Bang Pi'i, Jawara Beken Betawi Yang Jadi Menteri (Part 5)

 

ilmu silat tingkat tinggi bang Pi'i

Pi'i tengah menggoreskan nama besarnya di lembaran sejarah Batavia. Pertarungannya di area publik kawasan Pasar Senen tempo hari membuat nama lelaki gemblengan Wan Kadir itu seketika berkibar-kibar. Itu adalah sebuah aksi penaklukan menentukan di titik sentral. Saat itu menguasai Senen sama saja menguasai seluruh Batavia. Yang juga sama artinya dengan menaklukkan seluruh jawara di tanah Betawi. Pi'i sejak kanak-kanak memiliki banyak anak buah, tapi setelah aksi kemenangan duelnya dengan Muhayyar membuat semakin banyak lagi yang ingin bergabung menjadi anak buahnya. Mereka datang dari berbagai kalangan, mulai dari jawara, pedagang, pengusaha, hingga para pelaku kriminal jalanan. Pi'i berubah menjadi sosok yang dihormati dan disegani. Orang-orang mulai sungkan untuk memanggil langsung namanya. Ia baru menginjak masa remaja. Dengan usianya yang masih tergolong muda orang-orang sudah memanggilnya dengan sebutan Bang Pi'i.

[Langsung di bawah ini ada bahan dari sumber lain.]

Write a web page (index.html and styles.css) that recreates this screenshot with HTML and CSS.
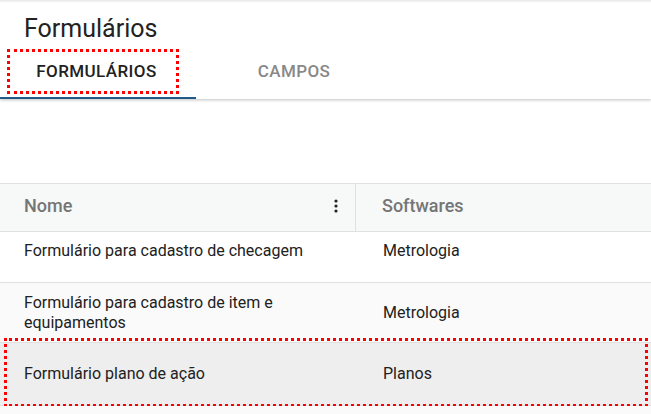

Cerita ihwal dunia jawara saat itu, Bang Pi'i jawara paling beken se-Batavia. Di waktu senggang, di tengah keramaian kawasan Senen ia sempat beberapa kali unjuk kebolehan. Ditebarnya tinggi-tinggi ke atas beberapa buah kelapa, ia tetap berdiri santai, kedua matanya menatap ke depan, lalu buah-buah kelapa itu meluncur deras ke bawah. Sesaat setengah jengkal buah-buah kelapa itu hampir menimpa kepalanya lalu tanpa melihat ke arah buah-buah kelapa itu tiba-tiba goloknya sudah keluar dari sarung dan berkelebatan secepat kilat mencacah seluruh buah kelapa menjadi potongan kecil-kecil tanpa tersisa. Semua penonton leletkan lidah menyaksikan atraksi tersebut.

Menjadi jawara papan atas di era penjajahan jelas tidak mudah. Bukan hanya mengandalkan ketinggian dan kecepatan ilmu silat luar, keahlian permainan golok atau kekuatan tenaga dalam saja. Tapi selain setiap titik di tubuhnya harus kebal senjata tajam, kulit tubuhnya juga harus mampu menahan terjangan pelor kumpeni. Masih belum termasuk jawara papan atas jika belum sampai pada titik ini. Dan lebih dari pada yang dibayangkan, gelar jawara itu baru layak disandangkan jika ia mengerti ilmu agama. Maka jaman dulu, hampir tidak ada anak Betawi yang kecilnya tidak mengaji. Semua jawara Betawi itu mengerti ilmu agama.

Kepopuleran sebuah nama jawara juga sudah cukup mengundang para jawara papan atas turun gunung buat menjajal ilmu. Belum lagi konfrontasi dengan aparat pemerintah Hindia Belanda yang selalu mencurigai sepak terjang para jawara yang biasanya pro perjuangan pribumi. Hal ini membuat kondisi para jawara bisa menjadi rumit. Dalam riwayatnya, Bang Pi'i seringkali dicari para jawara papan atas yang memutuskan turun gunung karena mendengar ihwal Bang Pi'i. Mereka datang dari Kemayoran, Pekojan, Condet, Manggarai, Depok, Bogor, Tangerang, atau Bekasi. Jika kebetulan Bang Pi'i tidak sedang berada di kawasan Senen, para jawara akan menunggunya hingga ia datang. Sejauh ini Bang Pi'i mampu menghadapi para jawara tersebut, kecuali dua orang jawara sakti. Bang Pi'i akan berpikir seribu kali untuk bertarung dengan keduanya. Jika ada kesempatan sejarahnya akan dikisahkan di lain waktu.